Human Rights Watch notes that the crackdown on Falun Gong reflects historical efforts by the Chinese Communist Party to eradicate religion, which the government believed was inherently subversive. Some journalists believe that Beijing's reaction exposes its authoritarian nature and its intolerance for competing loyalty. The Globe and Mail wrote : "...any group that does not come under the control of the Party is a threat"; secondly, the 1989 protests may have heightened the leaders' sense of losing their grip on power, making them live in "mortal fear" of popular demonstrations.
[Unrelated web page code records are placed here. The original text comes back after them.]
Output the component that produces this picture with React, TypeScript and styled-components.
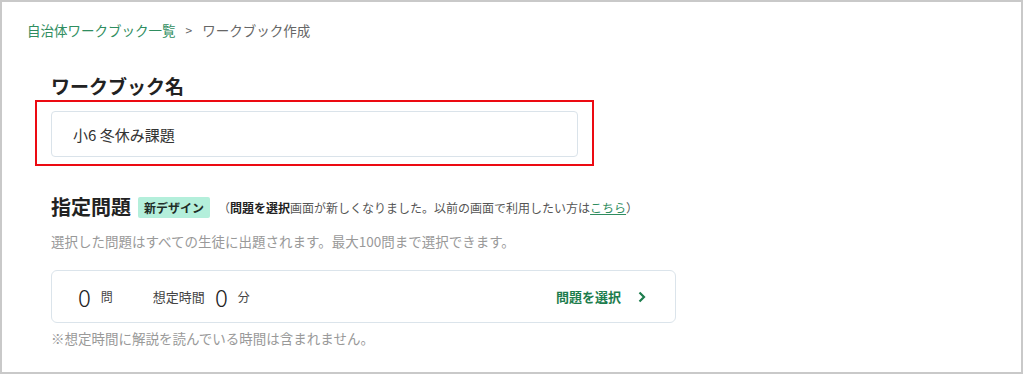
import React from "react";
import styled, { createGlobalStyle } from "styled-components";

const GlobalStyle = createGlobalStyle`
  html, body {
    margin: 0;
    padding: 0;
    background: #fff;
  }
  body {
    font-family: "Noto Sans CJK JP", "Noto Sans", sans-serif;
    color: #333;
  }
`;

const Frame = styled.div`
  box-sizing: border-box;
  width: 1023px;
  height: 374px;
  border: 2px solid #c9c9c9;
  padding: 18px 0 0 25px;
  overflow: hidden;
`;

const Breadcrumb = styled.nav`
  display: flex;
  align-items: center;
  height: 20px;
  font-size: 13.5px;
  line-height: 20px;
  color: #666;
`;

const CrumbLink = styled.a`
  color: #2f8d60;
  text-decoration: none;
`;

const CrumbSep = styled.span`
  margin: 0 10px;
  font-size: 12px;
`;

const Main = styled.div`
  padding-left: 24px;
`;

const FieldTitle = styled.h2`
  margin: 34px 0 2px;
  font-size: 19px;
  line-height: 24px;
  font-weight: 600;
  color: #222;
`;

const Highlight = styled.div`
  box-sizing: border-box;
  width: 559px;
  margin-left: -16px;
  padding: 9px 14px 7px;
  border: 2px solid #ec0a12;
`;

const TextInput = styled.input`
  box-sizing: border-box;
  display: block;
  width: 527px;
  height: 46px;
  padding: 0 21px;
  border: 1.5px solid #dae3ea;
  border-radius: 4px;
  font-family: inherit;
  font-size: 15px;
  color: #333;
  outline: none;
`;

const SectionHead = styled.div`
  display: flex;
  align-items: center;
  margin-top: 27px;
  height: 28px;
`;

const SectionTitle = styled.h2`
  margin: 0;
  font-size: 20px;
  line-height: 28px;
  font-weight: 600;
  color: #222;
`;

const Badge = styled.span`
  margin-left: 7px;
  padding: 0 6px;
  height: 21px;
  line-height: 21px;
  background: #b4efdb;
  border-radius: 2px;
  font-size: 12px;
  font-weight: 700;
  color: #1f2d27;
`;

const Notice = styled.span`
  margin-left: 8px;
  font-size: 12px;
  color: #555;
`;

const Strong = styled.b`
  color: #222;
`;

const NoticeLink = styled.a`
  color: #2f8d60;
  text-decoration: underline;
`;

const Hint = styled.p<{ $gap?: number }>`
  margin: ${({ $gap }) => $gap ?? 0}px 0 0;
  font-size: 13.5px;
  line-height: 20px;
  color: #999;
`;

const SummaryBox = styled.div`
  box-sizing: border-box;
  display: flex;
  align-items: center;
  width: 625px;
  height: 53px;
  margin-top: 19px;
  padding: 0 29px 0 26px;
  border: 1.5px solid #dbe4eb;
  border-radius: 6px;
`;

const Stat = styled.div<{ $gap?: number }>`
  display: flex;
  align-items: center;
  margin-left: ${({ $gap }) => $gap ?? 0}px;
`;

const BigNum = styled.span`
  font-size: 24px;
  font-weight: 300;
  color: #222;
  margin-right: 10px;
`;

const Unit = styled.span`
  font-size: 12px;
  color: #444;
`;

const Label = styled.span`
  font-size: 13px;
  color: #444;
  margin-right: 10px;
`;

const SelectButton = styled.button`
  display: flex;
  align-items: center;
  gap: 17px;
  margin-left: auto;
  padding: 0;
  border: none;
  background: none;
  font-family: inherit;
  font-size: 13px;
  font-weight: 700;
  color: #1d7d4d;
  cursor: pointer;
`;

function Chevron() {
  return (
    <svg width="8" height="12" viewBox="0 0 8 12" fill="none">
      <path d="M1.5 1.5 L6 6 L1.5 10.5" stroke="#1d7d4d" strokeWidth="2.2" />
    </svg>
  );
}

export default function App() {
  return (
    <>
      <GlobalStyle />
      <Frame>
        <Breadcrumb>
          <CrumbLink>自治体ワークブック一覧</CrumbLink>
          <CrumbSep>&gt;</CrumbSep>
          <span>ワークブック作成</span>
        </Breadcrumb>
        <Main>
          <FieldTitle>ワークブック名</FieldTitle>
          <Highlight>
            <TextInput defaultValue="小6 冬休み課題" />
          </Highlight>
          <SectionHead>
            <SectionTitle>指定問題</SectionTitle>
            <Badge>新デザイン</Badge>
            <Notice>
              （<Strong>問題を選択</Strong>画面が新しくなりました。以前の画面で利用したい方は
              <NoticeLink>こちら</NoticeLink>）
            </Notice>
          </SectionHead>
          <Hint $gap={10}>
            選択した問題はすべての生徒に出題されます。最大100問まで選択できます。
          </Hint>
          <SummaryBox>
            <Stat>
              <BigNum>0</BigNum>
              <Unit>問</Unit>
            </Stat>
            <Stat $gap={40}>
              <Label>想定時間</Label>
              <BigNum>0</BigNum>
              <Unit>分</Unit>
            </Stat>
            <SelectButton>
              問題を選択
              <Chevron />
            </SelectButton>
          </SummaryBox>
          <Hint $gap={5}>※想定時間に解説を読んでいる時間は含まれません。</Hint>
        </Main>
      </Frame>
    </>
  );
}
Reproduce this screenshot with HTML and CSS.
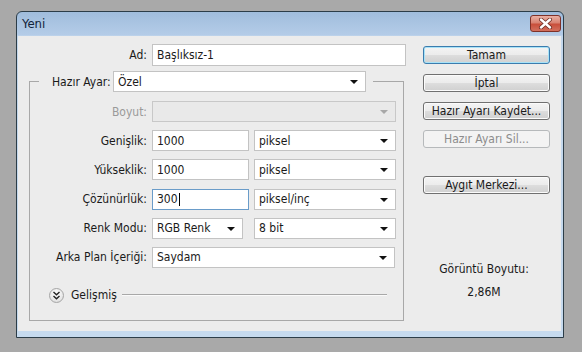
FILE: index.html
```html
<!DOCTYPE html>
<html>
	<head>
		<meta charset="UTF-8">
		<title>Yeni</title>
		<link rel="stylesheet" href="styles.css">
	</head>
	<body>
		<div class="window">
			<div class="titlebar">
				<span class="title">Yeni</span>
				<span class="close">
					<svg width="15" height="11" viewBox="0 0 15 11">
						<path d="M3 1.5 L12 9.5 M12 1.5 L3 9.5" stroke="#6b2a22" stroke-width="4" stroke-linecap="round"/>
						<path d="M3 1.5 L12 9.5 M12 1.5 L3 9.5" stroke="#fff" stroke-width="2.4" stroke-linecap="round"/>
					</svg>
				</span>
			</div>
			<div class="client">
				<div class="form">
					<div class="name-row">
						<span class="lbl">Ad:</span>
						<div class="field text ad">Başlıksız-1</div>
					</div>
					<fieldset class="preset">
						<legend>
							<span class="legend-lbl">Hazır Ayar:</span>
							<div class="field combo preset-combo">Özel<i class="arrow"></i></div>
						</legend>
						<div class="rows">
							<div class="row">
								<span class="lbl off">Boyut:</span>
								<div class="field combo disabled full"><i class="arrow"></i></div>
							</div>
							<div class="row">
								<span class="lbl">Genişlik:</span>
								<div class="field text num">1000</div>
								<div class="field combo unit">piksel<i class="arrow"></i></div>
							</div>
							<div class="row">
								<span class="lbl">Yükseklik:</span>
								<div class="field text num">1000</div>
								<div class="field combo unit">piksel<i class="arrow"></i></div>
							</div>
							<div class="row">
								<span class="lbl">Çözünürlük:</span>
								<div class="field text num focus">300<i class="caret"></i></div>
								<div class="field combo unit">piksel/inç<i class="arrow"></i></div>
							</div>
							<div class="row">
								<span class="lbl">Renk Modu:</span>
								<div class="field combo mode">RGB Renk<i class="arrow"></i></div>
								<div class="field combo unit bits">8 bit<i class="arrow"></i></div>
							</div>
							<div class="row">
								<span class="lbl">Arka Plan İçeriği:</span>
								<div class="field combo bg">Saydam<i class="arrow"></i></div>
							</div>
						</div>
						<div class="advanced">
							<span class="adv-btn">
								<svg width="9" height="9" viewBox="0 0 9 9">
									<path d="M1.5 1 L4.5 3.8 L7.5 1 M1.5 5 L4.5 7.8 L7.5 5" fill="none" stroke="#222" stroke-width="1.4"/>
								</svg>
							</span>
							<span class="adv-text">Gelişmiş</span>
							<span class="rule"></span>
						</div>
					</fieldset>
				</div>
				<div class="side">
					<div class="btn default">Tamam</div>
					<div class="btn">İptal</div>
					<div class="btn">Hazır Ayarı Kaydet...</div>
					<div class="btn off sil">Hazır Ayarı Sil...</div>
					<div class="btn">Aygıt Merkezi...</div>
					<div class="info">
						<div>Görüntü Boyutu:</div>
						<div class="size">2,86M</div>
					</div>
				</div>
			</div>
		</div>
	</body>
</html>
```

FILE: styles.css
```css
body{
	margin:0;
	padding:11px 0 0 16px;
	background:#a9a9a9;
	font-family:"DejaVu Sans Condensed","DejaVu Sans",sans-serif;
	font-stretch:condensed;
	font-size:12px;
	color:#1a1a1a;
}
.window{
	width:548px;
	height:327px;
	box-sizing:border-box;
	border:1px solid #2c3d48;
	border-radius:6px 6px 0 0;
	background:linear-gradient(#a0bddc,#b4cce8 23px,#c3d7ec 24px,#c6daee);
	display:flex;
	flex-direction:column;
}
.titlebar{
	height:24px;
	display:flex;
	justify-content:space-between;
	align-items:flex-start;
}
.title{
	padding:4px 0 0 5px;
	font-size:13px;
	color:#12233a;
}
.close{
	margin:3px 2px 0 0;
	width:31px;
	height:17px;
	box-sizing:border-box;
	border:1px solid #7e3128;
	border-radius:3px;
	background:linear-gradient(#eab0a4,#d98372 45%,#c94f3b 55%,#d2705e);
	display:flex;
	align-items:center;
	justify-content:center;
}
.client{
	margin:0 2px 0 1px;
	height:295px;
	background:#ececec;
	display:flex;
}
.form{
	width:390px;
	padding:8px 0 0 11px;
	box-sizing:border-box;
}
.name-row{
	display:flex;
	align-items:center;
}
.name-row .lbl{
	width:118px;
}
.lbl{
	width:117px;
	padding-right:5px;
	text-align:right;
	flex:none;
}
.lbl.off{
	color:#9a9a9a;
}
.field{
	box-sizing:border-box;
	height:21px;
	border:1px solid #c3c3c3;
	background:#fff;
	padding:0 0 0 4px;
	display:flex;
	align-items:center;
	position:relative;
	flex:none;
}
.field.ad{
	width:254px;
	height:22px;
}
.combo .arrow{
	position:absolute;
	right:7px;
	top:8px;
	border-left:4px solid transparent;
	border-right:4px solid transparent;
	border-top:4px solid #111;
}
.combo.disabled{
	background:#e9e9e9;
	border-color:#c8c8c8;
}
.combo.disabled .arrow{
	border-top-color:#a8a8a8;
}
.preset{
	margin:5px 0 0 0;
	width:375px;
	box-sizing:border-box;
	border:1px solid #a8a8a8;
	padding:9px 0 17px 0;
	min-width:0;
}
.preset legend{
	margin-left:9px;
	padding:0 7px 0 13px;
	display:flex;
	align-items:center;
}
.legend-lbl{
	width:61px;
}
.preset-combo{
	width:253px;
}
.rows{
	display:flex;
	flex-direction:column;
	gap:8.2px;
}
.row{
	display:flex;
	align-items:center;
}
.full{
	width:244px;
}
.num{
	width:97px;
	margin-right:5px;
}
.unit{
	width:142px;
}
.mode{
	width:91px;
	margin-right:11px;
}
.bg{
	width:243px;
}
.focus{
	border-color:#6a9cc9;
}
.caret{
	display:inline-block;
	width:1px;
	height:13px;
	background:#000;
	margin-left:1px;
}
.advanced{
	margin-top:20px;
	padding:0 16px 0 19px;
	height:15px;
	display:flex;
	align-items:center;
}
.adv-btn{
	width:15px;
	height:15px;
	box-sizing:border-box;
	border:1px solid #a6a6a6;
	border-radius:50%;
	background:radial-gradient(circle at 50% 35%,#ffffff,#e4e4e4 70%,#d2d2d2);
	display:flex;
	align-items:center;
	justify-content:center;
	flex:none;
}
.adv-text{
	margin:0 5px 0 7px;
}
.rule{
	flex:1;
	height:1px;
	background:#a8a8a8;
	border-bottom:1px solid #fafafa;
}
.side{
	padding:10px 0 0 15px;
}
.btn{
	width:127px;
	height:18px;
	box-sizing:border-box;
	border:1px solid #707070;
	border-radius:3px;
	background:linear-gradient(#f4f4f4,#ececec 48%,#dddddd 52%,#d0d0d0);
	box-shadow:inset 0 0 0 1px #fbfbfb;
	text-align:center;
	line-height:16px;
	margin-bottom:10px;
}
.btn.default{
	border-color:#3a7cae;
	box-shadow:inset 0 0 0 1px #a8e2f7;
}
.btn.off{
	border-color:#b6b9bb;
	background:#f3f3f3;
	box-shadow:none;
	color:#8c8c8c;
}
.btn.sil{
	margin-bottom:28px;
}
.info{
	width:122px;
	margin-top:68px;
	text-align:center;
	line-height:15px;
}
.info .size{
	margin-top:8px;
}
```
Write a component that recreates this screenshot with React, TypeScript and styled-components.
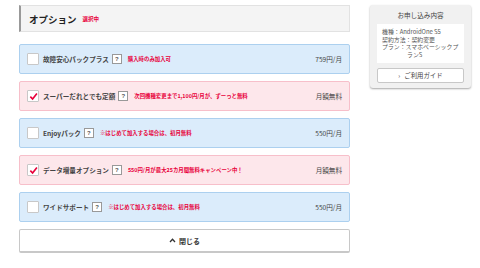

Craig Smith of the Wall Street Journal suggests that the government which has by definition no view of spirituality, lacks moral credibility with which to fight an expressly spiritual foe; the party feels increasingly threatened by any belief system that challenges its ideology and has an ability to organize itself. That Falun Gong, whose belief system represented a revival of traditional Chinese religion, was being practiced by many Communist Party members and members of the military was seen as particularly disturbing to Jiang Zemin. "Jiang accepts the threat of Falun Gong as an ideological one: spiritual beliefs against militant atheism and historical materialism. He to purge the government and the military of such beliefs".